Until the 1950s and 60s, most European farms were mixed farms, combining animal and plant production while making use of organic manure and crop rotation. The rise of the specialised, high-yield farm is a relatively recent development—and one that is increasingly challenged as environmentally harmful and economically fragile [5].

Specialisation, land consolidation, and cost-reduction strategies have led to impressive increases in land and labour productivity. But they have also caused serious environmental damage—pollution of air, soil, and water—and reduced economic resilience. These farms are highly dependent on volatile commodity markets and require significant capital investment.

This raises a number of important questions, which we explored at the seminar:

• Do we understand the requirements of a resilient agricultural model?

• What are the alternatives to the dominant, specialised model?

• Is biodynamic agriculture, as practiced in Juchowo, one of the viable models for the future?

• What knowledge and learning are needed to support this transformation?

I will explore each of these questions in separate articles. There are no simple answers. Over two days, we only scratched the surface—highlighting key considerations and raising new questions.

As one participant wisely said:

Agriculture and the Rest of the World

Agriculture is the first sector forced to take the idea of resilience seriously. It has no choice. Other sectors will follow, because they too will soon realise they no longer have a choice.

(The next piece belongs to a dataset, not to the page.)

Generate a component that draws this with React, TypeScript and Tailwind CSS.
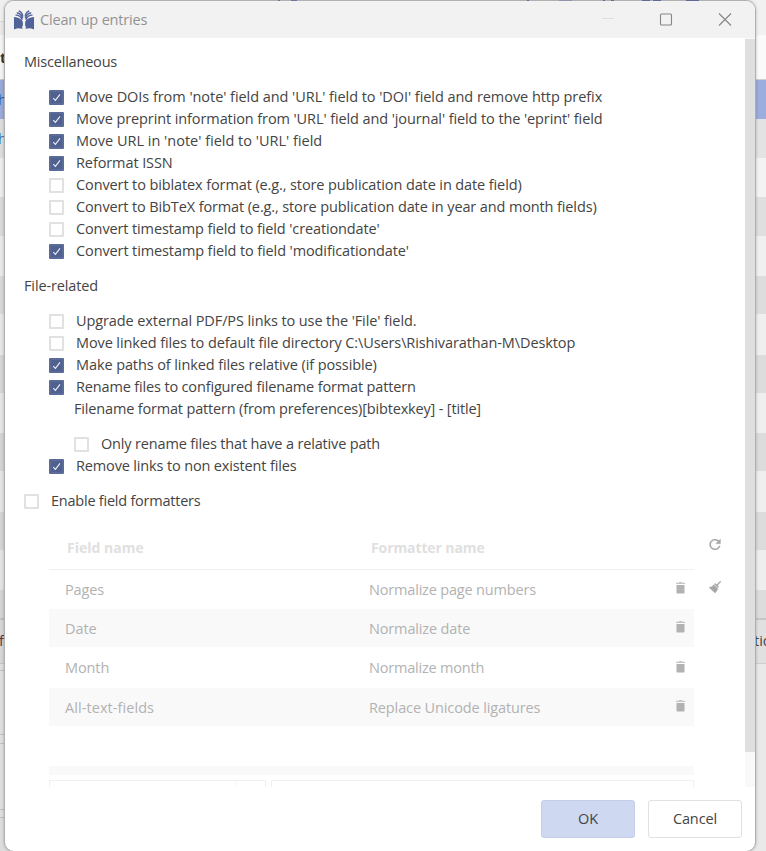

The volume-based economy is reaching its limits. In the future, business models that succeed will be those built on value rather than volume. That is my perspective—and time will tell.

Notes

1. (https://www.worldometers.info/)

2. United Nations Environment Programme (2024): Global Resources Outlook 2024

3. #79 - From Plate to Planet: A Diet That Makes a Difference!

4. OECD (2021), Making Better Policies for Food Systems, OECD Publishing, Paris.

5. De Roest, K., Ferrari, P., & Knickel, K. (2018). Specialisation and economies of scale or diversification and economies of scope? Assessing different agricultural development pathways. Journal of rural studies, 59, 222-231.